BeOS came with it’s own disk file system (BFS), it’s own way of handling email (single file per message), it’s own “almost a database” way of organising data, and many other fancy features. As the fortunes of the startup behind the o/s waned, and Be Inc started laying off staff and changing direction, I started looking for an alternative.

I ended up choosing Linux, and found myself on a frustrating, slow, life shortening operating system that had many unfinished applications, and a web browser that tended to crash a lot. Thankfully as time progressed Linux has improved in leaps and bounds, to the point where there are lots of finished applications and browsing the web almost never leads to crashes.

During my migration to Linux I kept my existing BeOS installation to one side, thinking that one day I must really go back and retrieve my data off it. Several hardware upgrades later however, and I found that I couldn’t boot into BeOS anymore. I retrieved the boot CD and floppy from the other side of the Atlantic, and found that I still couldn’t boot into BeOS. So much for my data…

A couple of weekends ago I found a Linux module that handles BFS (or BeFS so as not to be confused with the other BFS that’s out there…) I compiled, installed, and tried to mount my BeOS partition. It worked! No kernel panic, no errors loading the module, just a mounted file system with all my data sat there.

Since then I’ve been going through my old BeOS system and pulling out various parts of it that I would like to keep around. I also discovered somethings that I had forgotten doing, like writing a POP3 client to handle downloading email (written as a work around for a bug in the client that shipped with the system).

Among the old data were all my old emails (a little over five thousand of them), but they were stored in a format that Evolution (my email client) refuses to read. Thankfully the format is very simple (full email text as a single file), and the mbox format that Evolution does understand is equally simple. I’ve written a tiny Python script to convert BeOS Mail to mbox format, and after a few iterations to shake out the bugs it has worked well enough to restore all my old email.

I’ve now got just over 19,000 emails in my system, dating back to June 1998, and hopefully I’ll be able to keep these around for many years to come. Just remember when transitioning systems that you need to move your data over as soon as is possible, because it only gets harder as time goes on…

April 5th, 2003

Free RSS Aggregator Released!

I’ve finished packaging together my RSS Aggregator. It’s at a point where you can use it on an every day basis without hacking code or fiddling with the database.

I’m releasing it on the off chance that someone else might need software that does a similar sort of thing, it would be a shame for two people to have to write it!

If you are curious as to what it looks like, here’s a screen shot of my “recently updated articles” page.

April 4th, 2003

Deploying LAMP – and holding back the flooding

Deploying a LAMP (Linux, Apache, MySQL, Python/Perl) application is difficult. I’ve just put together the briefest description of how to install my web-based, multi-user, RSS aggregation application – and frankly it requires a Unix administrator to do it. I new it would be difficult (I wrote this for myself, I’m just planning on releasing it on the off chance that someone else might want/need a similar thing), but when you finally write a document which describes the steps it’s driven home.

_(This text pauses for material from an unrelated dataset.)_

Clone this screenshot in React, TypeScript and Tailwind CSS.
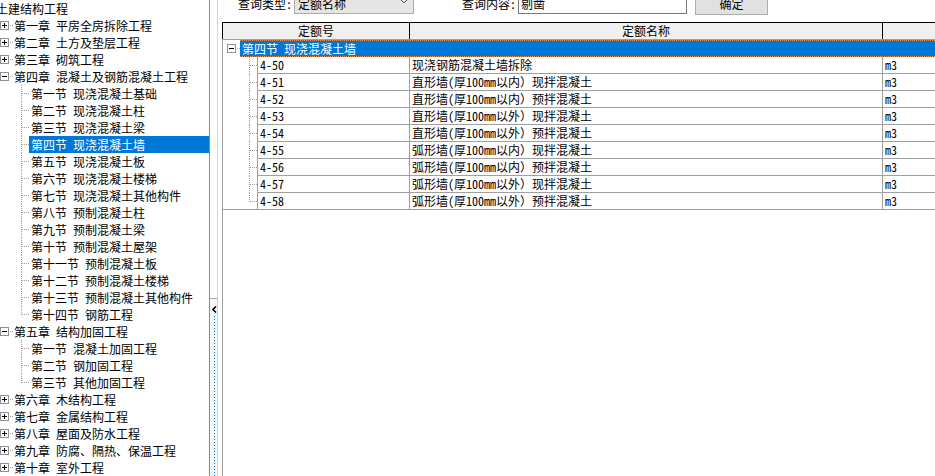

For a start there are eight different software packages that it depends on, although it’s a fair guess that four of them are installed by the distribution of Linux you are using (in theory this is cross platform, but that’s just one complication too far). Then there is database creation, schema creation, basic configuration data setup, the apache configuration, and finally the application configuration. Then you can log-in to the system and start using it…

I see that there is going to be an attempt to stop the worst of the flooding that happens to Venice. I don’t know enough about the politics and plans surrounding this to comment on the significance of this particular announcement, but it does raise a thought. I wonder how many other dynamic flood defences like this exist in Europe? I know about the Thames Barrier, but there are probably others…

April 2nd, 2003

More thoughts on BitTorrent

Firstly it should be made clear that BitTorrent itself is not a piracy tool. It has many perfectly legitimate uses for transferring large files whose author has given permission for such free distribution. Having said that there do appear to be many easily accessible sites, such as this and this, that are hosting the information required to get access to TV series, films, and music which can not be legally distributed freely.

These sites only hold the .torrent files, which as I explained in an earlier post do not actually contain the copyrighted material. They instead point to a central server, which in turn keeps track of those IP addresses that are involved in distributing the material. It’s surprising that these sites have not been taken down yet, they are not hard to find, and while not many people have the time or bandwidth to download ~1GB files, the number which can is growing steadily.

It’s possible that, if the owners of one of these sites actually had the money available to take such a matter to court, there would be some countries where the hosting of these .torrent files would be found to be legal. They do not after all tell you directly where copyrighted material can be found, they simply point to an IP address that in turn lists people who do have such material. In most places this argument would probably fail, but you only really need one or two jurisdictions in which it’s legal to host these files, and they will continue to be available.

Those running trackers are far more vulnerable, they are the closest thing to the central server used by Napster. The major difference is that while Napster had one central location that everyone knew about, with BitTorrent you can have many different trackers managing different or overlapping sets of files.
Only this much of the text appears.